The book can thus be regarded as a work of the moment, and its peculiar structure and preoccupations bear all the marks of exposé-style journalism. There is no good historical reason, for example, why an outline of Trotsky’s life should follow a sketch of the early lives of the French Trotskyist leaders, or why his death should come four chapters after a description of the street politics of the LCR in the 1970s. Some chapters (for example, Chapter 6, on ‘moles’ and entrism) are obviously meant to lend an air of mystery, others (such as Chapter 8, on the Second World War) quite simply have the aim of belittling the Trotskyist movement, while yet others (Chapter 3, the LCR and insurrection) seem to be aiming at some sort of sensationalism.

This said, it would be mistaken to assume that the book has no permanent value. The first chapter contains some fascinating information, much of it based upon personal interviews, dealing with the family backgrounds of Jean-René Chauvin (pp. 19–20), Pierre Avot, who obtained the paper for Pablo’s plan to forge banknotes during the Algerian war (pp. 21–2), Marcel Bleibtreu (pp. 23–5), Pierre Broué (pp. 29-–30) and Maurice Najman, who turns out to be related to Rosa Luxemburg (pp. 31–2). Contrary to the propaganda put out by the Stalinists during the 1960s that the Trotskyists were ‘fils à papa’ (rich men’s kids), Nick shows that Trotskyism is really ‘a very French phenomenon, very much ours, linked to our traditions’ (p. 15). But he also shows that he himself is just as faithful to the traditions of the French right, by making much of Trotskyism’s input from with freemasonry (pp. 20–1, 347–8), what he sees fit to call ‘revolutionary Yiddishland’ (pp. 31–7, 39–42) and Protestantism (pp. 41–2).

In spite of this slant, there is much of real value here, in particular in the chapter on the origins of Trotskyism in France (Chapter 5, pp. 174–216), which reproduces some fascinating data from the unpublished memoirs of Raymond Molinier now on deposit with CERMTRI (pp. 174–80, 204–7, 210–1; also 301–2). Equally exciting is the information provided on Pablo’s involvement in the Algerian War (pp. 382–433), which also shows the small part that the Fourth International occupied in his extensive and rather visionary diplomacy, a curious anticipation of the present politics of the American SWP. It also reveals the unpleasant way Frank and Mandel used to get rid of him (pp. 429–34), which was to become a well-worn methodology, since it was also practised upon the group to which I belonged half a dozen years later, even down to the identical trick of turning people away from world congresses on railway stations (p. 434).

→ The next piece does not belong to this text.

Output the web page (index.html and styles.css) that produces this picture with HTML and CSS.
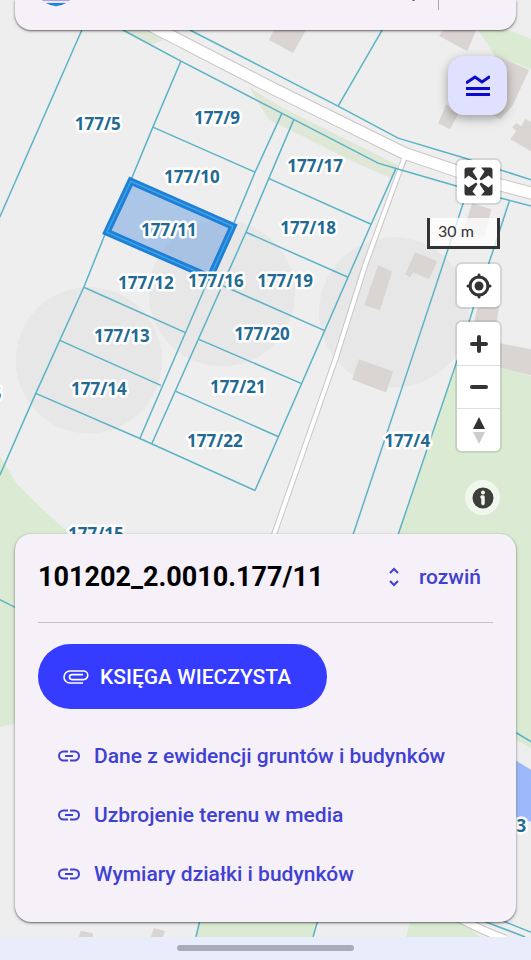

The description of the street politics of the LCR in the 1970s (pp. 72–132) makes clear much that completely mystified me at the time. Where did the odd dancing, skipping and chanting come from when the IMG went on demonstrations? And why did they lead their members into set-piece street battles with the police, ostensibly to break up fascist meetings taking place indoors? It was all apparently borrowed from the increasingly confrontational, putschist and militaristic tactics adopted by the LCR after recruiting large numbers of students in 1968. Accustomed as they were to a high level of demonstration politics, the group’s weak implantation in the labour movement prevented them from being used in any other way. Needless to relate, this little piece of petit-bourgeois adventurism had tragic results in both countries at the same time, with the suicide of Michel Récanati on a railway line in France (p. 132) and the killing of Kevin Gately outside Conway Hall in Britain. Information is also provided on the strong-arm methods allegedly used by the Lambertists against their opponents in the movement (pp. 527–30, 533–6), which, if true, is deeply disturbing.

But as was to be expected, useful details are nonetheless mixed up with a great deal of dross. Jay Lovestone was not expelled from the American Communist Party for belonging to the Left Opposition (p. 369). Pablo was not officially delegated to the founding conference of the Fourth International (p. 327). Pierre Frank was certainly not boosted by the British Trotskyists after the war (p. 342). ‘Chatman’ turns out to be Max Shachtman (p. 347), and Healy gets the user-friendly name of ‘George’ (p. 374). Pierre Frank, whose name is misspelled throughout, inexplicably has his history of the Fourth International, originally written in French, quoted from at second-hand from an English translation (p. 314, n3). But these are trivial slips. Much worse is the misrepresentation of the activities of the Trotskyists during the Second World War, where a thin pretence is made at claiming that, although many of them were Jews, they were soft on fascism and indifferent to the fate of Europe’s Jews (pp. 302–5), an accusation even directed at Henri Molinier, who was himself killed by the Germans (pp. 305–7). This nasty stuff obviously goes all the way back to the unpleasant ‘Trotsky-Fascist’ propaganda of the French Communist Party, notoriously one of the most wretchedly servile Stalinist outfits in Europe.

So this is certainly a book to be recommended, but only to those who know a great deal about its subject to begin with: and for all the detail contained in it, it never rises from the level of anecdote to that of analysis.